- Total home equity in the U.S. has reached an eight-year high.
- California is home to the highest volume of “tappable” equity.
- Growth in available equity could allow more borrowers to pull cash out.
Total home equity in the U.S. has increased by nearly $1 trillion in the past year, reaching the highest level since 2007.
When looking at the nation’s population of mortgage holders and comparing first- and second-lien debt against May property values, the average American homeowner has about $19,000 more equity in their home today than a year ago, according to a recent Black Knight Financial Services’ report.
Additionally, homeowners with a mortgage have nearly $168,000 more equity than at the beginning of 2015.
This growth in available equity has direct implications for borrowers’ ability to access the equity in their homes.
“When we look at the amount of equity available on each home with a mortgage — using an upper limit of 80 percent total combined loan-to-value (LTV) — we’re looking at over 37 million borrowers that have ‘tappable’ equity available,” said Ben Graboske, SVP of Black Knight.
The amount of equity available runs from an average of about $42,000 for those homes in the bottom 20 percentile, in terms of property values, up to $267,000 for those in the top 20 percentile. The nationwide average sits at $120,000.

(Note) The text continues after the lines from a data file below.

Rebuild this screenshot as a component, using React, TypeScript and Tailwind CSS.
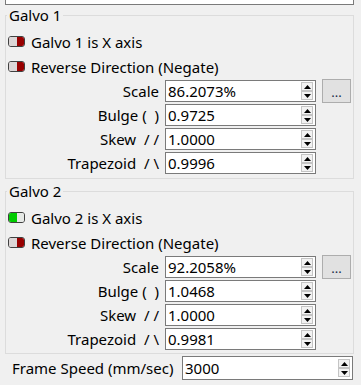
import React from "react";

type RowProps = {
  label: string;
  value: string;
  more?: boolean;
};

function Toggle({ on }: { on: boolean }) {
  return (
    <span className="flex h-[11px] w-[17px] shrink-0 overflow-hidden rounded-[3px] border border-[#404040]">
      <span className={on ? "flex-1 bg-[#00cc00]" : "flex-1 bg-[#dcd6d6]"} />
      <span className={on ? "flex-1 bg-[#e6e9e6]" : "flex-1 bg-[#980000]"} />
    </span>
  );
}

function Arrow({ up }: { up?: boolean }) {
  return (
    <span className="flex h-[9px] w-[12px] items-center justify-center border border-[#c4c4c4] bg-[#f2f2f2]">
      <svg width="7" height="4" viewBox="0 0 7 4">
        <path d={up ? "M0 4 L3.5 0 L7 4 Z" : "M0 0 L3.5 4 L7 0 Z"} fill="#000" />
      </svg>
    </span>
  );
}

function SpinBox({ value, className }: { value: string; className: string }) {
  return (
    <div className={"flex items-center border border-[#7a7a7a] bg-white pl-[2px] pr-[2px] " + className}>
      <span className="flex-1 text-black">{value}</span>
      <div className="flex flex-col">
        <Arrow up />
        <Arrow />
      </div>
    </div>
  );
}

function Row({ label, value, more }: RowProps) {
  return (
    <div className="flex h-[24px] items-center">
      <span className="w-[153px] whitespace-pre text-right">{label}</span>
      <SpinBox value={value} className="ml-[6px] h-[22px] w-[151px]" />
      {more && (
        <button className="ml-[6px] flex h-[24px] w-[29px] items-end justify-center border border-[#adadad] bg-[#e1e1e1] pb-[3px] text-[13px] leading-[13px] text-[#1c2b4a]">
          ...
        </button>
      )}
    </div>
  );
}

function ToggleRow({ on, label }: { on: boolean; label: string }) {
  return (
    <div className="flex h-[25px] items-center gap-[6px] pl-[2px]">
      <Toggle on={on} />
      <span>{label}</span>
    </div>
  );
}

function Galvo({ n, isX, values, className }: { n: number; isX: boolean; values: string[]; className: string }) {
  return (
    <fieldset className={"ml-[5px] w-[349px] border border-[#dcdcdc] " + className}>
      <legend className="ml-[1px] px-[2px] leading-[18px]">Galvo {n}</legend>
      <div className="flex flex-col pt-[5px]">
        <ToggleRow on={isX} label={`Galvo ${n} is X axis`} />
        <ToggleRow on={false} label="Reverse Direction (Negate)" />
        <Row label="Scale" value={values[0]} more />
        <Row label="Bulge (  )" value={values[1]} />
        <Row label="Skew  / /" value={values[2]} />
        <Row label={"Trapezoid  / \\"} value={values[3]} />
      </div>
    </fieldset>
  );
}

export default function App() {
  return (
    <div className="h-[385px] w-[361px] overflow-hidden bg-[#f0f0f0] font-['Noto_Sans','Liberation_Sans',sans-serif] text-[15px] leading-[20px] text-black">
      <div className="ml-[5px] h-[5px] w-[349px] border-x border-b border-[#7a7a7a] bg-white" />
      <Galvo n={1} isX={false} values={["86.2073%", "0.9725", "1.0000", "0.9996"]} className="mt-[1px] pb-[3px]" />
      <Galvo n={2} isX={true} values={["92.2058%", "1.0468", "1.0000", "0.9981"]} className="mt-[3px] pb-[2px]" />
      <div className="mt-[2px] flex h-[24px] items-center pl-[12px] pr-[8px]">
        <span className="flex-1">Frame Speed (mm/sec)</span>
        <SpinBox value="3000" className="h-[24px] w-[171px]" />
      </div>
    </div>
  );
}
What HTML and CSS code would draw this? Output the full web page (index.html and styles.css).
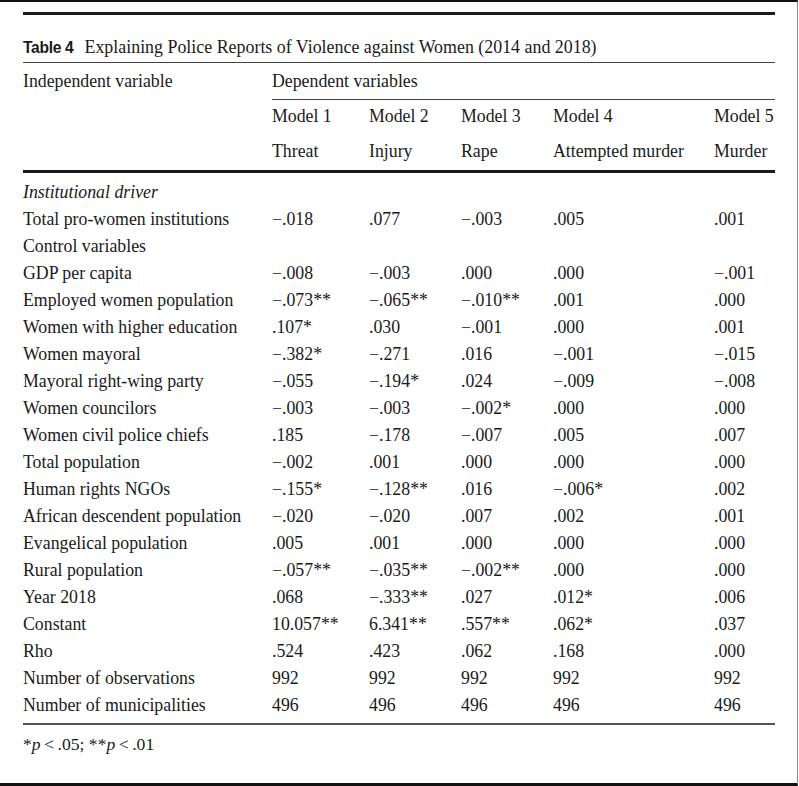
FILE: index.html
```html
<!DOCTYPE html>
<html lang="en">
<head>
<meta charset="utf-8">
<title>Table 4</title>
<link rel="stylesheet" href="styles.css">
</head>
<body>
<div class="frame">
  <div class="sheet">
    <div class="caption"><span class="tlabel">Table 4</span><span class="ttext">Explaining Police Reports of Violence against Women (2014 and 2018)</span></div>
    <table class="tbl">
      <colgroup>
        <col class="c0"><col class="c1"><col class="c2"><col class="c3"><col class="c4"><col class="c5">
      </colgroup>
      <thead>
        <tr class="h1"><th>Independent variable</th><th colspan="5" class="dep">Dependent variables</th></tr>
        <tr class="h2"><th></th><th>Model 1</th><th>Model 2</th><th>Model 3</th><th>Model 4</th><th>Model 5</th></tr>
        <tr class="h3"><th></th><th>Threat</th><th>Injury</th><th>Rape</th><th>Attempted murder</th><th>Murder</th></tr>
      </thead>
      <tbody>
        <tr class="first"><td class="it">Institutional driver</td><td></td><td></td><td></td><td></td><td></td></tr>
        <tr><td>Total pro-women institutions</td><td>−.018</td><td>.077</td><td>−.003</td><td>.005</td><td>.001</td></tr>
        <tr><td>Control variables</td><td></td><td></td><td></td><td></td><td></td></tr>
        <tr><td>GDP per capita</td><td>−.008</td><td>−.003</td><td>.000</td><td>.000</td><td>−.001</td></tr>
        <tr><td>Employed women population</td><td>−.073**</td><td>−.065**</td><td>−.010**</td><td>.001</td><td>.000</td></tr>
        <tr><td>Women with higher education</td><td>.107*</td><td>.030</td><td>−.001</td><td>.000</td><td>.001</td></tr>
        <tr><td>Women mayoral</td><td>−.382*</td><td>−.271</td><td>.016</td><td>−.001</td><td>−.015</td></tr>
        <tr><td>Mayoral right-wing party</td><td>−.055</td><td>−.194*</td><td>.024</td><td>−.009</td><td>−.008</td></tr>
        <tr><td>Women councilors</td><td>−.003</td><td>−.003</td><td>−.002*</td><td>.000</td><td>.000</td></tr>
        <tr><td>Women civil police chiefs</td><td>.185</td><td>−.178</td><td>−.007</td><td>.005</td><td>.007</td></tr>
        <tr><td>Total population</td><td>−.002</td><td>.001</td><td>.000</td><td>.000</td><td>.000</td></tr>
        <tr><td>Human rights NGOs</td><td>−.155*</td><td>−.128**</td><td>.016</td><td>−.006*</td><td>.002</td></tr>
        <tr><td>African descendent population</td><td>−.020</td><td>−.020</td><td>.007</td><td>.002</td><td>.001</td></tr>
        <tr><td>Evangelical population</td><td>.005</td><td>.001</td><td>.000</td><td>.000</td><td>.000</td></tr>
        <tr><td>Rural population</td><td>−.057**</td><td>−.035**</td><td>−.002**</td><td>.000</td><td>.000</td></tr>
        <tr><td>Year 2018</td><td>.068</td><td>−.333**</td><td>.027</td><td>.012*</td><td>.006</td></tr>
        <tr><td>Constant</td><td>10.057**</td><td>6.341**</td><td>.557**</td><td>.062*</td><td>.037</td></tr>
        <tr><td>Rho</td><td>.524</td><td>.423</td><td>.062</td><td>.168</td><td>.000</td></tr>
        <tr><td>Number of observations</td><td>992</td><td>992</td><td>992</td><td>992</td><td>992</td></tr>
        <tr class="last"><td>Number of municipalities</td><td>496</td><td>496</td><td>496</td><td>496</td><td>496</td></tr>
      </tbody>
    </table>
    <p class="note">*<i>p</i>&#8201;&lt;&#8201;.05; **<i>p</i>&#8201;&lt;&#8201;.01</p>
  </div>
</div>
</body>
</html>
```
FILE: styles.css
```css
html, body {
  margin: 0;
  padding: 0;
  background: #ffffff;
}
.frame {
  width: 797px;
  height: 781px;
  border-top: 2px solid #111;
  border-bottom: 3px solid #111;
  border-right: 1px solid #8a8a8a;
  background: #fff;
  overflow: hidden;
}
.sheet {
  padding: 10px 0 0 23px;
  font-family: "Liberation Serif", "Times New Roman", serif;
  font-size: 17.8px;
  color: #1a1a1a;
}
.caption {
  width: 752px;
  border-top: 3px solid #1a1a1a;
  border-bottom: 1px solid #444;
  padding: 22px 0 4px;
  line-height: 20px;
  white-space: nowrap;
}
.ttext {
  font-size: 17.9px;
}
.tlabel {
  font-family: "Liberation Sans", Arial, sans-serif;
  font-weight: bold;
  font-size: 15.6px;
  letter-spacing: -0.3px;
  margin-right: 11px;
}
.tbl {
  width: 752px;
  border-collapse: collapse;
  table-layout: fixed;
}
.c0 { width: 249px; }
.c1 { width: 97px; }
.c2 { width: 92px; }
.c3 { width: 92px; }
.c4 { width: 161px; }
.c5 { width: 61px; }
.tbl th, .tbl td {
  padding: 0;
  text-align: left;
  font-weight: normal;
  white-space: nowrap;
  vertical-align: middle;
}
.h1 th {
  height: 36px;
}
.h1 .dep {
  border-bottom: 1px solid #444;
}
.h2 th {
  height: 32px;
}
.h3 th {
  height: 37px;
  padding-top: 1px;
}
.h3 {
  border-bottom: 3px solid #1a1a1a;
}
.tbl td {
  line-height: 27px;
}
.first td {
  padding-top: 6px;
}
.last td {
  padding-bottom: 4px;
}
.tbl tbody {
  border-bottom: 2px solid #555;
}
.it {
  font-style: italic;
}
.note {
  margin: 9px 0 0;
  line-height: 20px;
  font-size: 17.6px;
}
```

Black Knight also found that of the $4.5 trillion in tappable equity, $1.7 trillion (39 percent) lies in California. The next closest state is Florida, with $278 billion of available equity. By volume, California, Florida and eight other states account for 74 percent of all tappable equity.
Looking at specific metros, Los Angeles alone accounts for 14 percent of the nation’s total available equity.
While the nation’s equity situation has improved, Black Knight cautioned that the risks posed by second-lien home equity lines of credit (HELOCs) still exist.
HELOC delinquency rates are at the lowest level since April 2007; however, nearly half of all existing HELOCs originated in the precrisis years of 2005-2007 — roughly 3 million — are facing draw period expirations over the next 2 1/2 years.
Graboske explained these borrowers are looking at payment shocks of nearly $250 per month on average. Additionally, 29 percent of those facing resets have less than 10 percent equity in their homes, making refinancing their way out of payment shocks problematic.